The other part of project Cyclops is, where these models are anyway making extremely accurate decisions, “We no longer have a need for a human underwriter to be present when deciding on a personal loan or a two-wheeler loan. As the delay of a human reading through pages of documents, and machines is eliminated, underwriting can be automated at scale and speed. The Cyclops underwriting engine in the background calls all of the APIs, runs about 24 or so scorecards (each containing a machine learning model), and comes up with the decision on approval/rejection, loan amount, and pricing—all within few tens or hundreds of milliseconds, and almost always less than four seconds. That is instantaneous for any practical purpose.”

This fundamentally changes the entire experience of getting a loan from L&T Finance.

Future Roadmap

Project Cyclops is a live project for many reasons. At the outset, it is trying to model credit behavior, which is never static.
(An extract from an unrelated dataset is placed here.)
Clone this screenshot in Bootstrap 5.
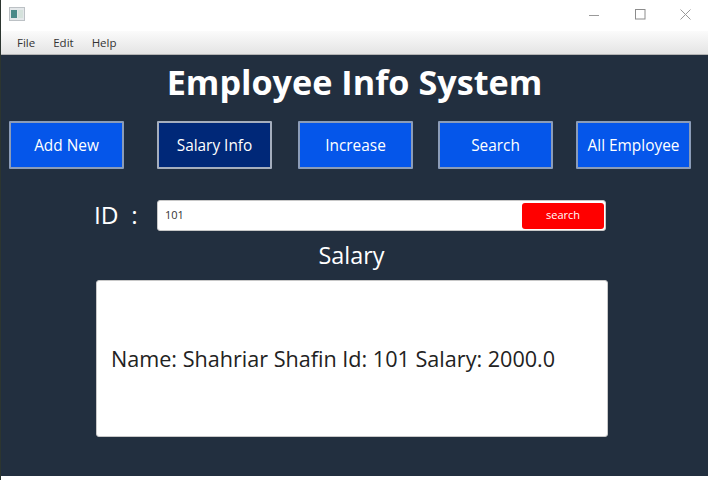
<!DOCTYPE html>
<html lang="en">
<head>
<meta charset="utf-8">
<title>Employee Info System</title>
<link rel="stylesheet" href="https://cdn.jsdelivr.net/npm/bootstrap@5.3.0/dist/css/bootstrap.min.css">
<style>
html,body{height:100%;overflow:hidden;background:#fff;}
body{font-family:"Open Sans","Noto Sans","Liberation Sans",sans-serif;border-left:1px solid #2c3530;}
.win-title{height:31px;background:#fff;padding:0 17px 3px 8px;}
.win-ctrl{gap:34.5px;}
.menu-strip{height:24px;padding-left:16px;gap:18px;font-size:11.5px;color:#333;background:linear-gradient(#fbfbfb,#e4e4e4);border-bottom:1px solid #b4b4b4;}
.app-body{height:421px;background:#222f3f;}
.app-title{font-size:34.2px;font-weight:700;color:#fff;line-height:48px;height:66px;padding-top:3px;text-align:center;margin:0;}
.nav-row{padding-left:8px;height:48px;}
.nav-btn{width:115px;height:48px;border-radius:1px;border:2px solid #8b9cb8;background:#0556ea;color:#fff;font-size:15.4px;padding:2px 0 0;}
.nav-btn:hover{background:#0556ea;color:#fff;border-color:#8b9cb8;}
.nav-btn.is-dark{background:#002878;border-color:#a5aebd;}
.ml-a{margin-left:33px;}.ml-b{margin-left:26px;}.ml-c{margin-left:25px;}.ml-d{margin-left:23px;}
.id-row{margin-top:31px;height:31px;padding-left:93px;}
.id-label{width:63px;color:#fff;font-size:24.5px;font-weight:400;line-height:30px;white-space:pre;}
.search-box{width:449px;height:31px;background:#fff;border:1px solid #c8c8c8;border-radius:3px;padding:2px 1px 2px 7px;font-size:11px;color:#333;}
.search-btn{width:82px;height:26px;background:#f00;border:0;border-radius:3px;color:#fff;font-size:11px;padding:0;}
.search-btn:hover{background:#f00;color:#fff;}
.salary-head{color:#fff;font-size:23.4px;font-weight:400;line-height:32px;margin-top:8px;height:33px;text-align:center;padding-right:6px;}
.result-box{width:512px;height:157px;margin-left:95px;margin-top:8px;background:#fff;border:1px solid #c8c8c8;border-radius:3px;padding-left:14px;padding-top:2px;font-size:21.6px;color:#222;}
</style>
</head>
<body>
<div class="win-title d-flex align-items-center justify-content-between">
  <svg width="16" height="14" viewBox="0 0 16 14"><rect x=".5" y=".5" width="15" height="13" fill="#e4e8ea" stroke="#bcc1c5"/><rect x="2" y="3" width="6" height="8" fill="#4a8a88"/><rect x="9" y="3" width="5" height="8" fill="#d5e2dc"/></svg>
  <div class="win-ctrl d-flex align-items-center">
    <svg width="11" height="11" viewBox="0 0 11 11"><path d="M0 6.500h10" stroke="#9a9a9a" fill="none"/></svg>
    <svg width="11" height="11" viewBox="0 0 11 11"><rect x=".5" y=".5" width="9.500" height="9.500" stroke="#8c8c8c" fill="none"/></svg>
    <svg width="11" height="11" viewBox="0 0 11 11"><path d="M.5.5l10 10M10.500.5l-10 10" stroke="#9a9a9a" fill="none"/></svg>
  </div>
</div>
<div class="menu-strip d-flex align-items-center"><span>File</span><span>Edit</span><span>Help</span></div>
<main class="app-body">
  <h1 class="app-title">Employee Info System</h1>
  <div class="nav-row d-flex">
    <button class="btn nav-btn">Add New</button>
    <button class="btn nav-btn is-dark ml-a">Salary Info</button>
    <button class="btn nav-btn ml-b">Increase</button>
    <button class="btn nav-btn ml-c">Search</button>
    <button class="btn nav-btn ml-d">All Employee</button>
  </div>
  <div class="id-row d-flex">
    <div class="id-label">ID  :</div>
    <div class="search-box d-flex align-items-center justify-content-between"><span>101</span><button class="btn search-btn">search</button></div>
  </div>
  <div class="salary-head">Salary</div>
  <div class="result-box d-flex align-items-center">Name: Shahriar Shafin Id: 101 Salary: 2000.0</div>
</main>
</body>
</html>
Following new developments in the relevant areas of the economy, we need to keep changing our models in order to truly capture the real world.

Secondly, this journey to external data has only started. “As we look at newer and newer forms of data—maybe public data, data on legal actions, weather patterns, satellite data—and as newer techniques are evolving, including reasoning model-based AI that can make sense of the unstructured data in the world, the combination of those two (making updates to the model and bringing in newer sources of data) will continue to evolve,” says Banerjee.

To make the project more sustainable, “We have built ‘Project Nostradamus’. It is a portfolio monitoring engine. Every month, it looks at the behaviour of each customer and their various data footprints to understand both at an individual level and at a cluster level where are the emerging risks evolving, and also where is it that we should lend, which kind of borrowers and what kind of products where we are under-indexed. All of that would feed back into the system. Cyclops essentially will be a closed-loop, continuously evolving machine learning system,” he adds.